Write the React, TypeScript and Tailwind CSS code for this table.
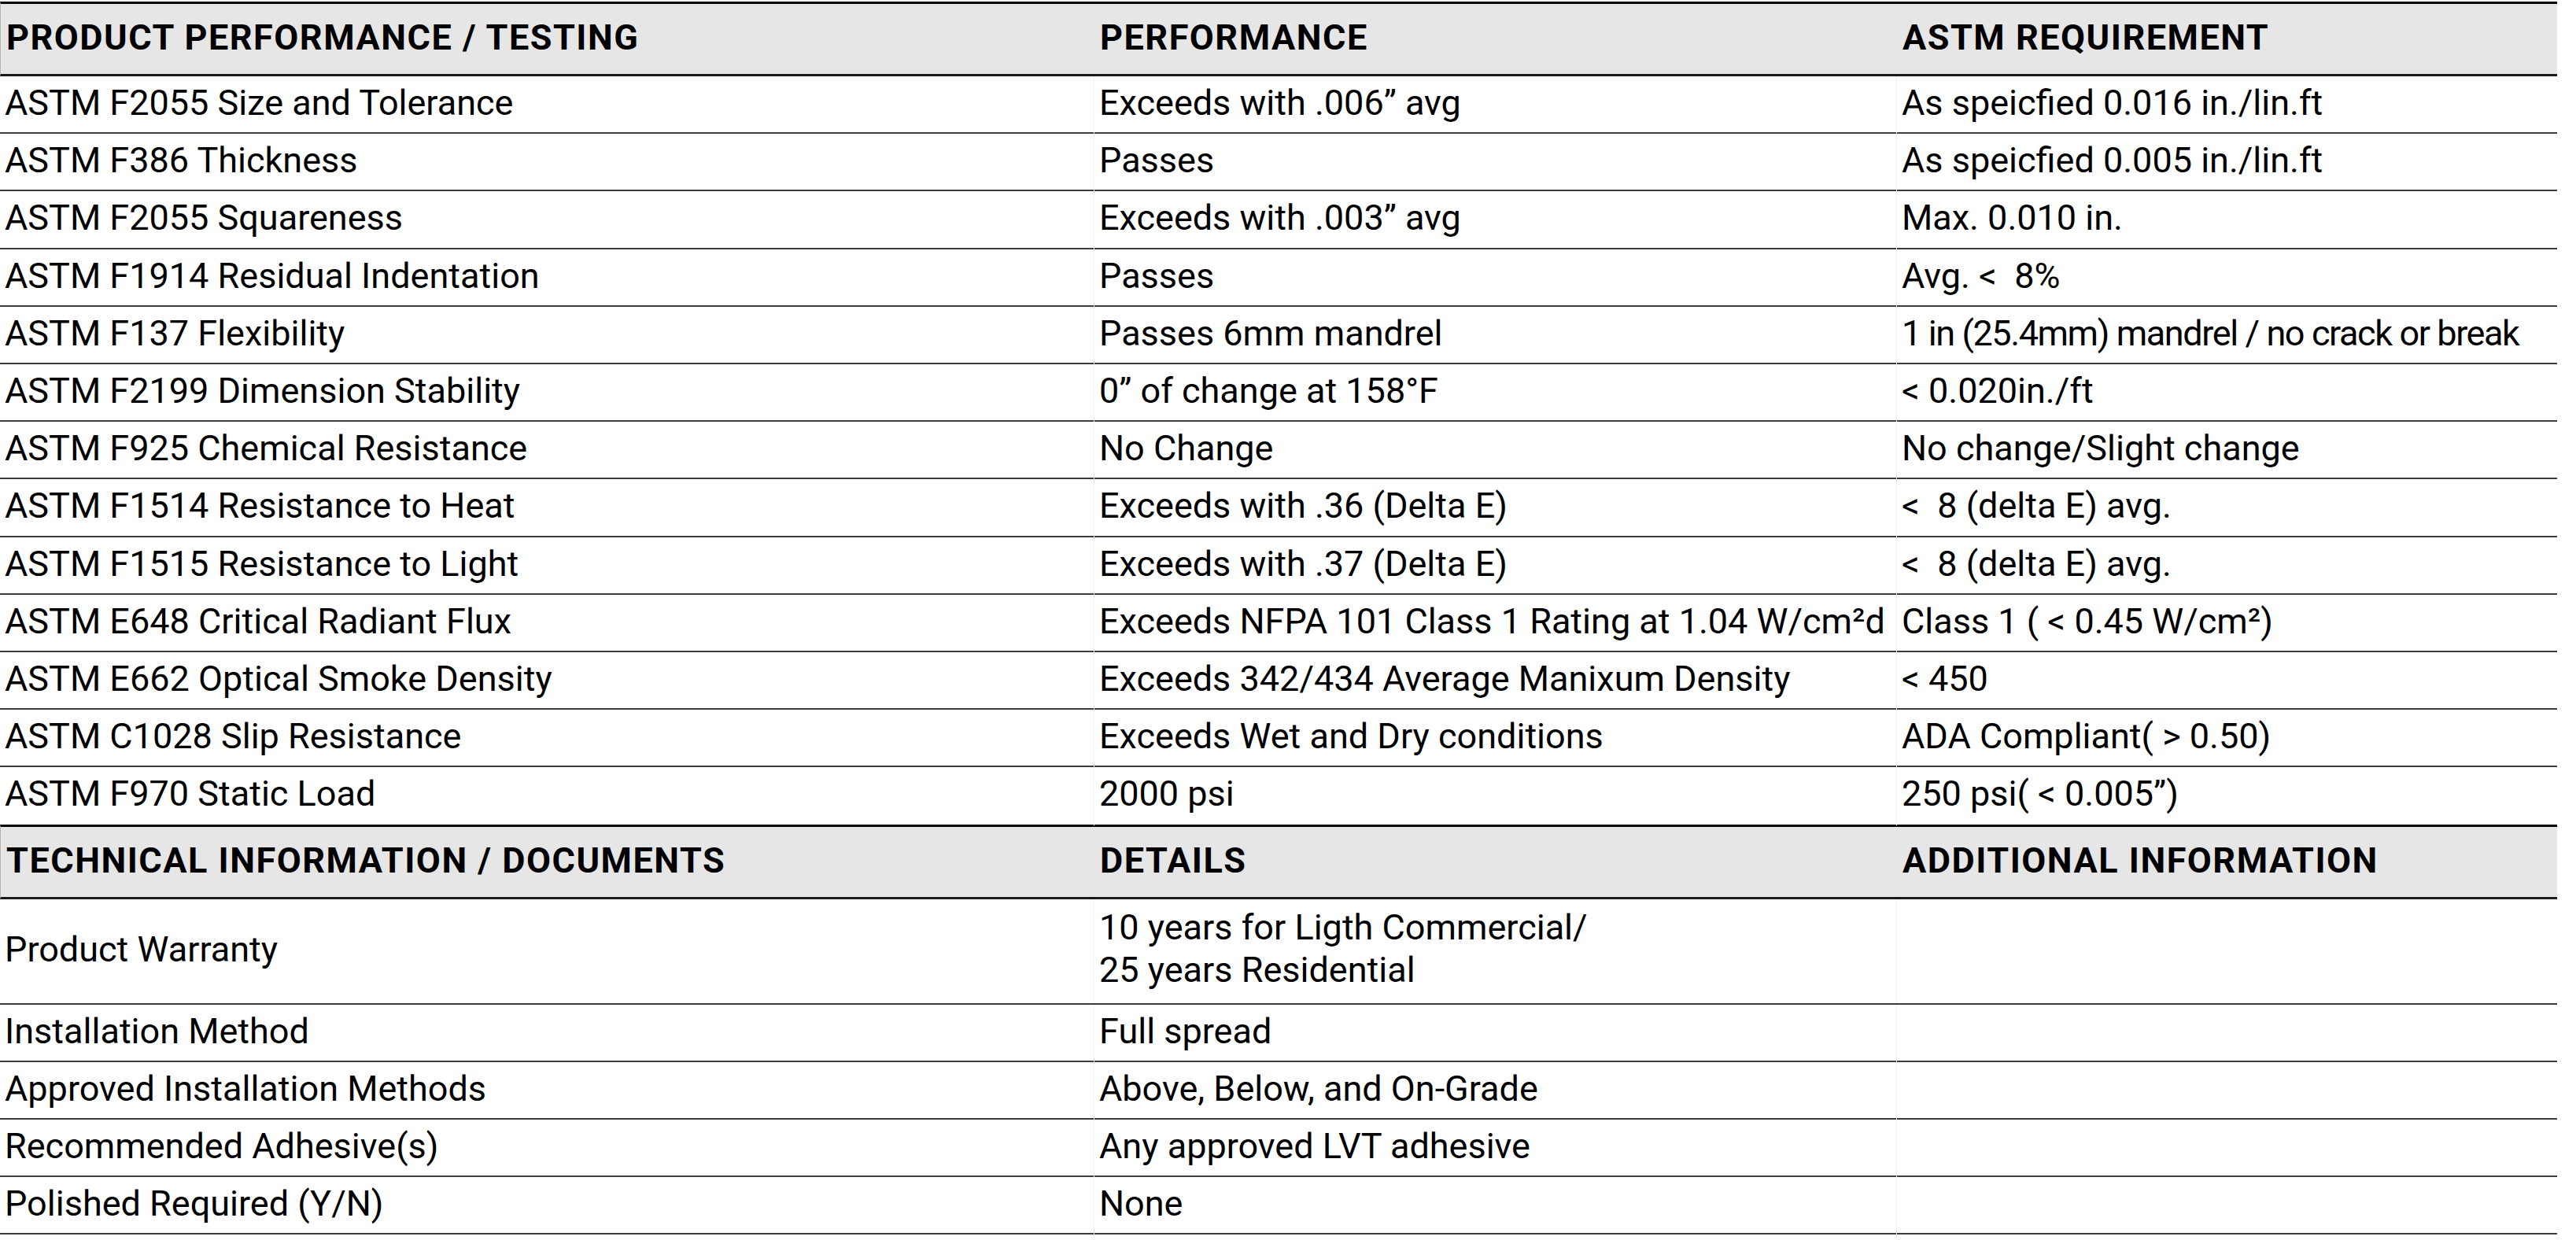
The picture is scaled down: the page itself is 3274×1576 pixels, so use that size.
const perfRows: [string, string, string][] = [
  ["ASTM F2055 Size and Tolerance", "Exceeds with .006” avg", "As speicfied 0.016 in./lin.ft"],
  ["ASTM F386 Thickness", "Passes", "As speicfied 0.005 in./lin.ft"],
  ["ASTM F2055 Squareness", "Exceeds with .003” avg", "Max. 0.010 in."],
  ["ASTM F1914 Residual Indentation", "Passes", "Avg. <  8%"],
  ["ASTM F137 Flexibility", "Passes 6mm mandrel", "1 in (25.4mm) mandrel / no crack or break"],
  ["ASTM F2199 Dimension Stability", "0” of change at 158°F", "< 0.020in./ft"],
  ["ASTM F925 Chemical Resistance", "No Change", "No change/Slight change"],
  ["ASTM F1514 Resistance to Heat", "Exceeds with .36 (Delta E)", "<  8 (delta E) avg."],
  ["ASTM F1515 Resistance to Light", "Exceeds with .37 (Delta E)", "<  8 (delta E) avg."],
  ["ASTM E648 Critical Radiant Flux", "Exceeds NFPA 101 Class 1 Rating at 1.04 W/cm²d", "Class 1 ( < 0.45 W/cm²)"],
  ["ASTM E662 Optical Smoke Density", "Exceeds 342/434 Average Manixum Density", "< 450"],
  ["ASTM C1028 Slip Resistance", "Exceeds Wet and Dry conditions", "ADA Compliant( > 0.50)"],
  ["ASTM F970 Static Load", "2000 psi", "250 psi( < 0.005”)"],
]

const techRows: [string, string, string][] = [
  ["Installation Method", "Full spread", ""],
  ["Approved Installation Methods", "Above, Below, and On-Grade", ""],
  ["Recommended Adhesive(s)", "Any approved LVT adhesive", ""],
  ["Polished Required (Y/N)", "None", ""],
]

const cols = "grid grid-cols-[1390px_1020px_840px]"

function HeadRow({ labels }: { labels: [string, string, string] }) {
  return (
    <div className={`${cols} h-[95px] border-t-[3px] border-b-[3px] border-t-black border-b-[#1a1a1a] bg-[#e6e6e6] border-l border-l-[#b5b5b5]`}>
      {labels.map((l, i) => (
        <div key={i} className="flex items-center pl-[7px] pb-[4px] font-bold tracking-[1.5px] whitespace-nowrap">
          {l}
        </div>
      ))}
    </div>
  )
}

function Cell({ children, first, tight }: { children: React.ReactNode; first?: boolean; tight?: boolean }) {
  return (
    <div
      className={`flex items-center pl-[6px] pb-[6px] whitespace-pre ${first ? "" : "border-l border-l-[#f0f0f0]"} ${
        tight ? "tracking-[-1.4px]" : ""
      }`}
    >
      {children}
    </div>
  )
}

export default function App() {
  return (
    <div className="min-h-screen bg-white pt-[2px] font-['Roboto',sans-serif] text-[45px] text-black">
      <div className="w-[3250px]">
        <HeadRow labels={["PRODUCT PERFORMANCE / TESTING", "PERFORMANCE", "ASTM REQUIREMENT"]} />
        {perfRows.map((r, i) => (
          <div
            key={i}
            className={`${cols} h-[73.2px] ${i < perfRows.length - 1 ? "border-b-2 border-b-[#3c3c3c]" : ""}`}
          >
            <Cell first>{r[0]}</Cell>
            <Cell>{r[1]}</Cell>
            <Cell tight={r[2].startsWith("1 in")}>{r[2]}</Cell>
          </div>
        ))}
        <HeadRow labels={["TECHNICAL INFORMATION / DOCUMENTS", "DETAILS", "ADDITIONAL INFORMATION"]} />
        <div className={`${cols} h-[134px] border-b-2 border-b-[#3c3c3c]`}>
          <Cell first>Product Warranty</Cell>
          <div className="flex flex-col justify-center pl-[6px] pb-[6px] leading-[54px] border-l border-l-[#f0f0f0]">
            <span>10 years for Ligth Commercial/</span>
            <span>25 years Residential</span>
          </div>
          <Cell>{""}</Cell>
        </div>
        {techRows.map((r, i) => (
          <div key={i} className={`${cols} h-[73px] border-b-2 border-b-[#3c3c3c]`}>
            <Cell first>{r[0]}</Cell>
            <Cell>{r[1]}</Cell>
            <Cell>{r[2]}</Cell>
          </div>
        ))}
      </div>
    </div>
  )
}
____
## Exercise task
Gather each line of the listing that holds the string "React".

## Response
Write the React, TypeScript and Tailwind CSS code for this table.
function Cell({ children, first, tight }: { children: React.ReactNode; first?: boolean; tight?: boolean }) {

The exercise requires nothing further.